Der Staat bedarf nicht nur des wissenschaftlich gebildeten, er braucht besonders den volksnahen, charaktervollen und von hohem Berufsethos erfüllten Lehrer.

Die Lehrer- und Lehrerinnenbildungsanstalten bieten die Gewähr, daß alle jene Voraussetzungen entwickelt werden, die das Volk und der Staat gerne an den Lehrern erfüllt sähen. Um diesen Aufgaben noch besser gerecht werden zu können, wäre es vorteilhaft, die Studienzeit wenigstens um ein Jahr zu verlängern und die Zöglinge zumindest eine kurze Zeit in Internaten zusammenzufassen.

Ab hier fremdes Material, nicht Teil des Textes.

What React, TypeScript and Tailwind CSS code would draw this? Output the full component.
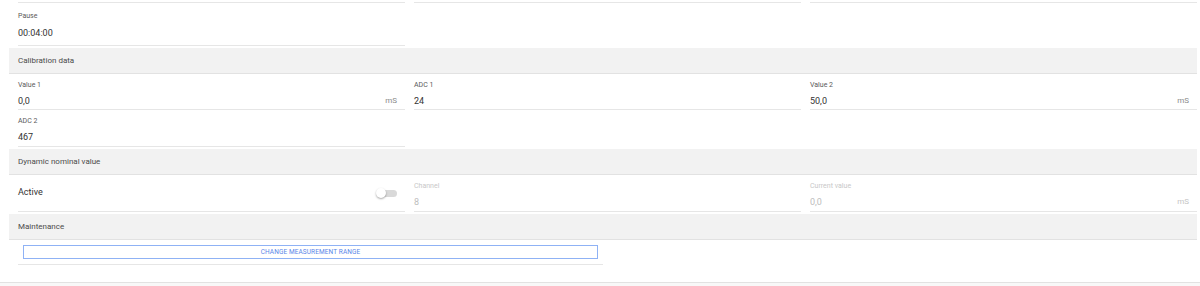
import React from "react";

const Header = ({ title }: { title: string }) => (
  <div className="h-[26px] bg-[#f2f2f2] border-b border-[#e2e2e2] flex items-center pl-[9px] text-[8px] text-[#4a4a4a]">
    {title}
  </div>
);

type FieldProps = {
  label: string;
  value: string;
  unit?: string;
  disabled?: boolean;
  pb?: "3" | "4";
};

const Field = ({ label, value, unit, disabled, pb = "4" }: FieldProps) => (
  <div className="pl-[9px]">
    <div
      className={
        "border-b border-[#e6e6e6] pt-[7px] " + (pb === "3" ? "pb-[2px]" : "pb-[3px]")
      }
    >
      <div className={"h-[9px] leading-[9px] text-[7px] " + (disabled ? "text-[#c8c8c8]" : "text-[#5a5a5a]")}>
        {label}
      </div>
      <div className="mt-[5px] h-[12px] flex items-center justify-between pr-[8px]">
        <span className={"text-[9px] leading-[12px] " + (disabled ? "text-[#bdbdbd]" : "text-[#333]")}>
          {value}
        </span>
        {unit && (
          <span className={"text-[8px] leading-[12px] " + (disabled ? "text-[#c4c4c4]" : "text-[#8a8a8a]")}>
            {unit}
          </span>
        )}
      </div>
    </div>
  </div>
);

export default function App() {
  return (
    <div
      className="w-[1200px] h-[286px] bg-white overflow-hidden flex flex-col"
      style={{ fontFamily: "Roboto, 'Liberation Sans', sans-serif" }}
    >
      <div className="pl-[9px] pr-[3px] flex flex-col">
        {/* remnant of the row above */}
        <div className="grid grid-cols-3">
          <div className="pl-[9px]"><div className="h-[3px] border-b border-[#e6e6e6]" /></div>
          <div className="pl-[9px]"><div className="h-[3px] border-b border-[#e6e6e6]" /></div>
          <div className="pl-[9px]"><div className="h-[3px] border-b border-[#e6e6e6]" /></div>
        </div>

        {/* Pause */}
        <div className="grid grid-cols-3 pb-[2px]">
          <div className="pl-[9px]">
            <div className="border-b border-[#e6e6e6] pt-[9px] pb-[6px]">
              <div className="h-[9px] leading-[9px] text-[7px] text-[#5a5a5a]">Pause</div>
              <div className="mt-[6px] h-[12px] text-[9px] leading-[12px] text-[#333]">00:04:00</div>
            </div>
          </div>
        </div>

        <Header title="Calibration data" />
        <div className="grid grid-cols-3">
          <Field label="Value 1" value="0,0" unit="mS" pb="3" />
          <Field label="ADC 1" value="24" pb="3" />
          <Field label="Value 2" value="50,0" unit="mS" pb="3" />
        </div>
        <div className="grid grid-cols-3 pb-[2px]">
          <Field label="ADC 2" value="467" />
        </div>

        <Header title="Dynamic nominal value" />
        <div className="grid grid-cols-3 pb-[2px]">
          <div className="pl-[9px]">
            <div className="h-[37px] border-b border-[#e6e6e6] flex items-center justify-between pr-[8px]">
              <span className="text-[9px] text-[#333]">Active</span>
              <div className="relative w-[21px] h-[10px] flex items-center">
                <div className="absolute left-[3px] right-0 h-[7px] rounded-full bg-[#d9d9d9]" />
                <div className="absolute left-0 w-[10px] h-[10px] rounded-full bg-white shadow-[0_1px_2px_rgba(0,0,0,0.35)]" />
              </div>
            </div>
          </div>
          <Field label="Channel" value="8" disabled />
          <Field label="Current value" value="0,0" unit="mS" disabled />
        </div>

        <Header title="Maintenance" />
        <div className="grid grid-cols-2">
          <div className="pl-[9px]">
            <div className="border-b border-[#e6e6e6] pt-[5px] pb-[5px] px-[5px]">
              <button className="block w-full h-[14px] border border-[#8fb2f5] bg-white text-[#5a86e8] text-[6.5px] leading-[12px] tracking-[0.1px] uppercase">
                Change measurement range
              </button>
            </div>
          </div>
        </div>
      </div>
      <div className="mt-[17px] flex-1 border-t border-[#e2e2e2] bg-[#f8f8f8]" />
    </div>
  );
}
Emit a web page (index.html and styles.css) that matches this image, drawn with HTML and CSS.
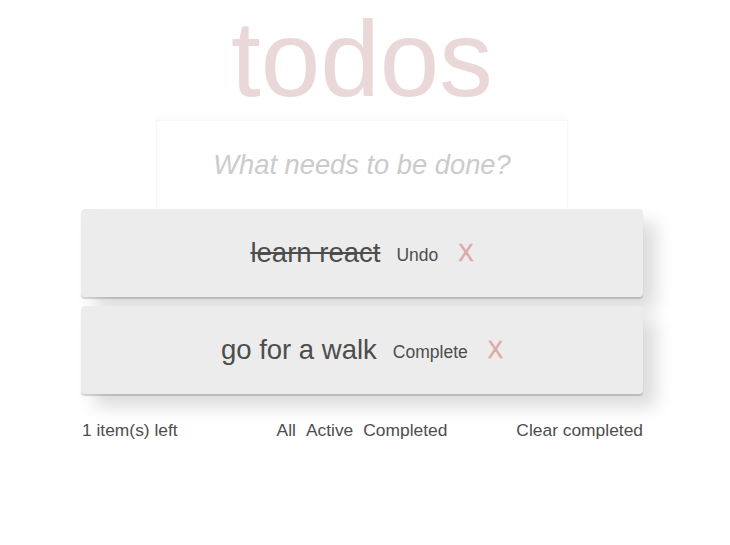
FILE: index.html
```html
<!DOCTYPE html>
<html lang="en">
<head>
<meta charset="utf-8">
<title>todos</title>
<link rel="stylesheet" href="styles.css">
</head>
<body>
<div class="app">
  <h1 class="title">todos</h1>
  <input class="new-todo" type="text" placeholder="What needs to be done?">
  <ul class="todo-list">
    <li class="todo">
      <span class="todo-text done">learn react</span>
      <button class="toggle">Undo</button>
      <button class="remove">X</button>
    </li>
    <li class="todo">
      <span class="todo-text">go for a walk</span>
      <button class="toggle">Complete</button>
      <button class="remove">X</button>
    </li>
  </ul>
  <footer class="footer">
    <span class="count">1 item(s) left</span>
    <nav class="filters">
      <a class="filter">All</a>
      <a class="filter">Active</a>
      <a class="filter">Completed</a>
    </nav>
    <a class="clear">Clear completed</a>
  </footer>
</div>
</body>
</html>
```
FILE: styles.css
```css
* { box-sizing: border-box; }
body {
  margin: 0;
  background: #ffffff;
  font-family: "Liberation Sans", Arial, sans-serif;
  color: #4d4d4d;
}
.app {
  width: 562px;
  margin-left: 81px;
}
.title {
  margin: 0;
  padding: 0;
  font-size: 107px;
  line-height: 118px;
  font-weight: normal;
  text-align: center;
  color: #ead7d8;
}
.new-todo {
  display: block;
  width: 412px;
  height: 88px;
  margin: 2px auto 0;
  padding: 0;
  border: 1px solid #f7f7f7;
  border-bottom: none;
  outline: none;
  background: #fff;
  font-family: "Liberation Sans", Arial, sans-serif;
  font-style: italic;
  font-size: 27.3px;
  text-align: center;
  color: #4d4d4d;
  box-shadow: 0 -3px 6px rgba(0,0,0,0.025);
}
.new-todo::placeholder {
  color: #cbcbcb;
}
.todo-list {
  list-style: none;
  margin: 1px 0 0;
  padding: 0;
  display: flex;
  flex-direction: column;
  gap: 9px;
}
.todo {
  height: 88px;
  background: #ececec;
  border-radius: 4px;
  display: flex;
  align-items: center;
  justify-content: center;
  box-shadow: 0 2px 1px rgba(0,0,0,0.16), 13px 13px 18px rgba(0,0,0,0.14);
}
.todo-text {
  font-size: 27.5px;
  color: #4d4d4d;
}
.todo-text.done {
  text-decoration: line-through;
}
.toggle, .remove {
  border: none;
  background: none;
  padding: 0;
  font-family: "Liberation Sans", Arial, sans-serif;
  color: #4d4d4d;
  cursor: pointer;
}
.toggle {
  font-size: 17.5px;
  margin-left: 16px;
  position: relative;
  top: 2px;
}
.remove {
  font-size: 23px;
  margin-left: 20px;
  color: #dfa6a6;
  -webkit-text-stroke: 0.4px #dfa6a6;
}
.footer {
  margin-top: 26px;
  display: grid;
  grid-template-columns: 1fr auto 1fr;
  align-items: center;
  font-size: 17.4px;
  line-height: 20px;
  color: #4d4d4d;
}
.count { padding-left: 1px; }
.filters {
  display: flex;
  gap: 10px;
}
.clear { justify-self: end; }
```
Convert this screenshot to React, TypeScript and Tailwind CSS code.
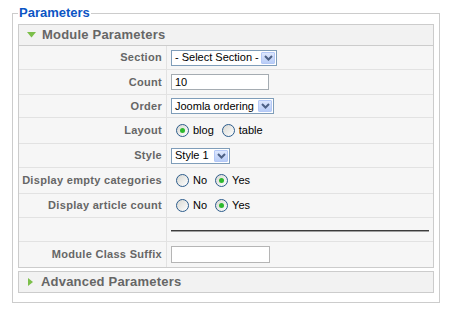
import React from 'react';

const font = { fontFamily: '"Liberation Sans", Arial, sans-serif' };

const Chevron: React.FC = () => (
  <svg width="9" height="6" viewBox="0 0 9 6">
    <path d="M1 1 L4.5 4.5 L8 1" fill="none" stroke="#4d6185" strokeWidth="2" />
  </svg>
);

const Select: React.FC<{ label: string; w: string }> = ({ label, w }) => (
  <div className={`flex h-[16px] items-center border border-[#7f9db9] bg-white ${w}`}>
    <span className="flex-1 truncate pl-[3px] text-[11px] leading-none text-black">{label}</span>
    <span className="m-px flex h-[12px] w-[14px] items-center justify-center rounded-[1px] border border-[#b4c8f6] bg-linear-to-b from-[#dde7fd] to-[#b9cdf7]">
      <Chevron />
    </span>
  </div>
);

const Radio: React.FC<{ checked?: boolean; label: string }> = ({ checked, label }) => (
  <label className="flex items-center">
    <span className="flex h-[13px] w-[13px] items-center justify-center rounded-full border border-[#2c5c8c] bg-linear-to-br from-[#d8d8d2] to-white">
      {checked && <span className="h-[5px] w-[5px] rounded-full bg-[#2db92d]" />}
    </span>
    <span className="ml-[4px] mr-[8px] text-[11px] text-black">{label}</span>
  </label>
);

const Row: React.FC<{ label: string; h: string; last?: boolean; children?: React.ReactNode }> = ({ label, h, last, children }) => (
  <div className={`flex ${h} ${last ? '' : 'border-b border-[#e2e2e2]'}`}>
    <div className="flex w-[148px] shrink-0 items-center justify-end border-r border-[#e2e2e2] pr-[4px] text-[11px] font-bold tracking-[0.3px] text-[#666]">
      {label}
    </div>
    <div className="flex flex-1 items-center pl-[4px]">{children}</div>
  </div>
);

const App: React.FC = () => {
  return (
    <div className="h-[309px] w-[453px] bg-white" style={font}>
      <div className="pl-[12px] pt-[5px]">
        <fieldset className="w-[428px] border border-[#cccccc] px-[5px] pb-[9px] pt-[3px]">
          <legend className="px-[1px] text-[13px] font-bold leading-[16px] text-[#0b55c4]">Parameters</legend>

          {/* Module Parameters */}
          <div className="border border-[#cccccc] bg-[#f6f6f6]">
            <div className="flex h-[21px] items-center border-b border-[#cccccc] bg-[#f2f2f2] pl-[8px]">
              <svg width="9" height="6" viewBox="0 0 9 6" className="mr-[6px]">
                <path d="M0 0 L9 0 L4.5 5.5 Z" fill="#7cbf4a" />
              </svg>
              <span className="text-[13px] font-bold tracking-[0.2px] text-[#666]">Module Parameters</span>
            </div>
            <Row label="Section" h="h-[24px]">
              <Select label="- Select Section -" w="w-[106px]" />
            </Row>
            <Row label="Count" h="h-[25px]">
              <div className="flex h-[16px] w-[98px] items-center border border-[#a5acb2] bg-white pl-[3px] text-[11px] text-black">10</div>
            </Row>
            <Row label="Order" h="h-[23px]">
              <Select label="Joomla ordering" w="w-[103px]" />
            </Row>
            <Row label="Layout" h="h-[26px]">
              <div className="flex pl-[5px]">
                <Radio checked label="blog" />
                <Radio label="table" />
              </div>
            </Row>
            <Row label="Style" h="h-[24px]">
              <Select label="Style 1" w="w-[59px]" />
            </Row>
            <Row label="Display empty categories" h="h-[26px]">
              <div className="flex pl-[5px]">
                <Radio label="No" />
                <Radio checked label="Yes" />
              </div>
            </Row>
            <Row label="Display article count" h="h-[24px]">
              <div className="flex pl-[5px]">
                <Radio label="No" />
                <Radio checked label="Yes" />
              </div>
            </Row>
            <Row label="" h="h-[24px]">
              <div className="mr-[4px] mt-[3px] h-[2px] flex-1 border-t border-[#3c3c3c] border-b-[#a0a0a0] border-b" />
            </Row>
            <Row label="Module Class Suffix" h="h-[25px]" last>
              <div className="h-[17px] w-[99px] border border-[#b5b5b5] bg-white" />
            </Row>
          </div>

          {/* Advanced Parameters */}
          <div className="mt-[3px] border border-[#cccccc] bg-[#f2f2f2]">
            <div className="flex h-[20px] items-center pl-[9px]">
              <svg width="5" height="8" viewBox="0 0 5 8" className="mr-[8px]">
                <path d="M0 0 L5 4 L0 8 Z" fill="#7cbf4a" />
              </svg>
              <span className="text-[13px] font-bold tracking-[0.2px] text-[#666]">Advanced Parameters</span>
            </div>
          </div>
        </fieldset>
      </div>
    </div>
  );
};

export default App;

Dies könnte der Ausbildung einer ernsten Berufsauffassung wirklich förderlich sein. Man spricht in den Schulen heute viel von „pädagogischer Atmosphäre". Die Bildungsanstalten für Lehrer und Lehrerinnen gewinnen diese Atmosphäre durch das Ziel des gemeinsamen Berufswunsches ihrer Besucher. Es gibt nicht mehr viele Schulen mit solch fruchtbarer geistiger Geschlossenheit; man zerstöre sie nicht, sondern verbessere sie, wobei die Verbesserung nicht nur in einer Vertiefung der wissenschaftlichen Bildung auf gefaßt werden sollte.